Here’s why ‘Jingle All the Way’ is the most honest Christmas movie

There’s a lot that’s been said about Jingle All the Way since it was released 25 years ago, with most of it bring slanderous. Many choose to overlook it, seeing it as nothing more than 80 minutes of festive silliness and stupidity, but it’s much more than that. It’s the only Christmas film that I’ve seen that addresses what the holiday has come to symbolize as the years go on, that of capitalism, stress and anxiety.

The film follows a workaholic father named Howard (Arnold Schwarzenegger) who forgets to buy the one toy his son wants for Christmas. The toy, an action figure by the name of Turbo Man, is that year’s hot commodity. This forces Howard to brave all the department and toy stores in town in search of the toy, getting into increasingly more and more ridiculous situations as he goes along.

I’ll be honest, I know Jingle All the Way isn’t an all-time classic or even a particularly great movie, but it deserves to be given a second look. Every other Christmas film, or at least the vast majority of them, romanticizes the holiday and looks past the ugly parts of it. 

Christmas is a time of year that, while many celebrate the religious aspect of it, is mostly used by corporate America to sell people more stuff, especially products for children. Every year, it’s built up to be like a kid’s second birthday, but it’s better because of the (usually) bigger number of presents. This is a film that takes that idea on and is actually cynical about it. 

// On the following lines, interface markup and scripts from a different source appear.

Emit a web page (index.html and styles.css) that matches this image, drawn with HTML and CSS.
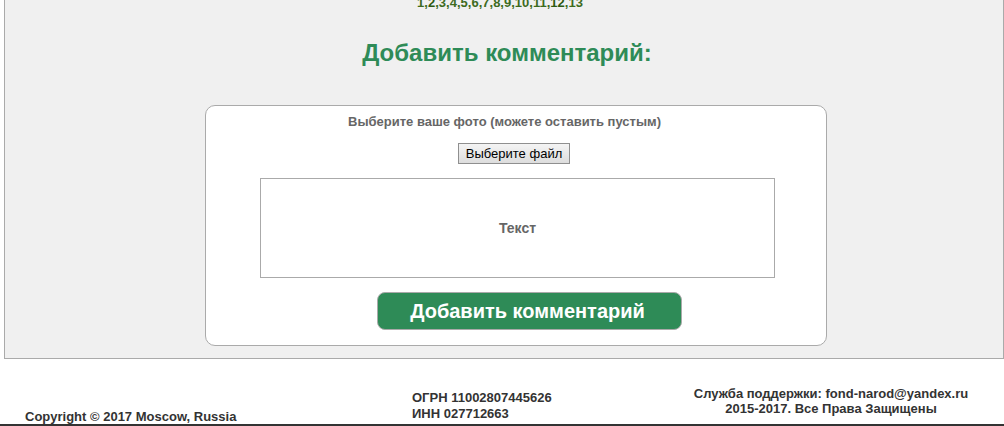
FILE: index.html
```html
<!DOCTYPE html>
<html lang="ru">
<head>
  <meta charset="UTF-8">
  <title>Добавить комментарий</title>
  <meta name="viewport" content="width=device-width, initial-scale=1.0">
  <link rel="stylesheet" href="styles.css">
</head>
<body>

  <!-- Основной блок -->
  <div id="content">
    <div class="pages">
      <a href="#">1</a>,<a href="#" class="current">2</a>,<a href="#">3</a>,<a href="#">4</a>,<a href="#">5</a>,<a href="#">6</a>,<a href="#">7</a>,<a href="#">8</a>,<a href="#">9</a>,<a href="#">10</a>,<a href="#">11</a>,<a href="#" class="current">12</a>,<a href="#">13</a>
    </div>

    <h2 class="title">Добавить комментарий:</h2>

    <form class="comment-form">
      <div class="photo-label">Выберите ваше фото (можете оставить пустым)</div>
      <div class="file-row">
        <label class="file-btn">Выберите файл<input type="file" class="file-input"></label>
      </div>
      <textarea class="comment-text" placeholder="Текст"></textarea>
      <button type="button" class="send-btn">Добавить комментарий</button>
    </form>
  </div>

  <!-- Подвал -->
  <div id="footer">
    <div class="copy">Copyright © 2017 Moscow, Russia</div>
    <div class="reg">ОГРН 11002807445626<br>ИНН 027712663</div>
    <div class="support">Служба поддержки: fond-narod@yandex.ru<br>2015-2017. Все Права Защищены</div>
  </div>

</body>
</html>
```

FILE: styles.css
```css
body {
  font-family: "Liberation Sans", Arial, sans-serif;
  background: #ffffff;
  margin: 0;
  padding: 0;
  overflow: hidden;
}

#content {
  margin-left: 4px;
  background: #f0f0f0;
  border: 1px solid #aaaaaa;
  border-top: none;
  padding-bottom: 12px;
}

.pages {
  margin-top: -5px;
  text-align: center;
  font-size: 13px;
  font-weight: bold;
  line-height: 15px;
  color: #3d6b1e;
  padding-right: 8px;
}

.pages a {
  color: #3d6b1e;
  text-decoration: none;
}

.pages a.current {
  color: #2d5a10;
}

.title {
  margin: 29px 0 0;
  padding-left: 6px;
  text-align: center;
  font-size: 24px;
  line-height: 28px;
  color: #2e8b57;
}

.comment-form {
  margin: 38px 0 0 200px;
  width: 620px;
  background: #ffffff;
  border: 1px solid #aaaaaa;
  border-radius: 10px;
  padding: 8px 0 15px;
}

.photo-label {
  margin-right: 23px;
  text-align: center;
  font-size: 13px;
  font-weight: bold;
  line-height: 15px;
  color: #666666;
}

.file-row {
  margin-top: 14px;
  padding-left: 252px;
  height: 21px;
}

.file-btn {
  display: inline-block;
  box-sizing: border-box;
  width: 112px;
  height: 21px;
  line-height: 19px;
  text-align: center;
  font-size: 13px;
  color: #000000;
  background: linear-gradient(#f4f4f4, #dddddd);
  border: 1px solid #8f8f8f;
  cursor: pointer;
}

.file-input {
  display: none;
}

.comment-text {
  display: block;
  box-sizing: border-box;
  margin: 14px 0 0 54px;
  width: 515px;
  height: 100px;
  border: 1px solid #aaaaaa;
  resize: none;
  padding: 41px 10px 0;
  font-family: "Liberation Sans", Arial, sans-serif;
  font-size: 14px;
  font-weight: bold;
  text-align: center;
  color: #666666;
}

.comment-text::placeholder {
  color: #666666;
}

.send-btn {
  display: block;
  box-sizing: border-box;
  margin: 14px 0 0 171px;
  width: 305px;
  height: 38px;
  padding: 0 4px 0 0;
  border: 1px solid #aaaaaa;
  border-radius: 8px;
  background-color: #2e8b57;
  color: white;
  font-family: "Liberation Sans", Arial, sans-serif;
  font-size: 20px;
  font-weight: bold;
  cursor: pointer;
}

#footer {
  display: flex;
  height: 65px;
  border-bottom: 2px solid #333333;
  font-size: 13px;
  font-weight: bold;
  color: #333333;
}

.copy {
  width: 387px;
  padding: 50px 0 0 25px;
  line-height: 16px;
}

.reg {
  width: 246px;
  padding-top: 31px;
  line-height: 16px;
}

.support {
  flex: 1;
  padding-top: 27px;
  line-height: 15px;
  text-align: center;
}
```
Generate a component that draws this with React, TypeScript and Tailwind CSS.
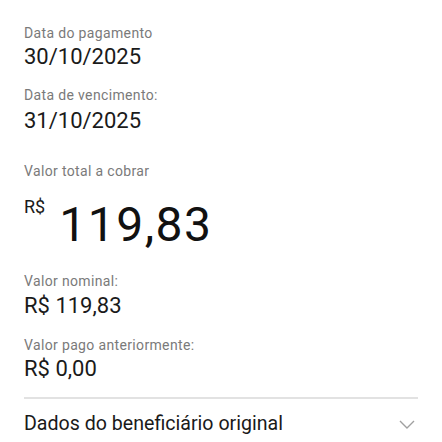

None of the adults shopping for Turbo Man throughout the film actually want to be there; none of them are happy to be spending money on this toy their children will forget about as time goes on; none of them are happy to be fighting over a hunk of talking plastic; but they have to get it because everyone else is and they don’t want to risk their kids becoming outsiders. 

Howard wants to be there even less than those parents, but he keeps pushing because he wants a better relationship with his son, and he knows getting Turbo Man is the way to do it. The only way this mostly absent father can connect with his child is through the things he buys for him instead of through a real and genuine connection. It’s a symbol of the desperation, stress and anxiety a lot of people feel when shopping for others, that their gift needs to be something bigger than it really is.

Jingle All the Way doesn’t bother getting logged down in its less than optimistic subject matter though, as it’s a light-hearted and fun family flick. That doesn’t mean that just because it has a mostly dumb and silly exterior that it can’t mean something more underneath. 

I’m not going to be pretentious, blow smoke and then say that it’s a deeply intelligent film that has deeply poignant social commentary — it really doesn’t. But acting like this film isn’t at least good or doesn’t have something to say about the Christmas season is just laughable and borders on being as absurd as the film gets. Rotten Tomatoes has it sitting at a 19% critic score and a 38% audience score, and, personally, I just don’t understand why. 

Yes, it’s a film that features Arnold Schwarzenegger flying around on a jetpack, fighting a bunch of mall Santas in a sketchy warehouse and being an accomplice to a bomb threat on a radio station, but all that ridiculousness is used to exemplify the great lengths parents will go to in order to make their kids happy. 

There are things that don’t work in the film, like everything involving the neighbor’s reindeer and the noticeably bad flying effects at the end, but it’s still a film worth watching. I watch it every year on Christmas Eve, it’s a tradition at this point, and I don’t think that tradition will stop any time soon. 

My adoration for this film has grown steadily over the years, starting as something I would watch as a kid purely to laugh at, but it eventually became something I grew to laugh with and understand as an adult. I implore you to give it another watch, especially if you haven’t seen it in a long time, but watch it through a lens of honesty instead of through one of criticism. At the very least, you’ll have a jolly good time laughing at the absurdity of it all and hearing the massive quantity of quotable lines.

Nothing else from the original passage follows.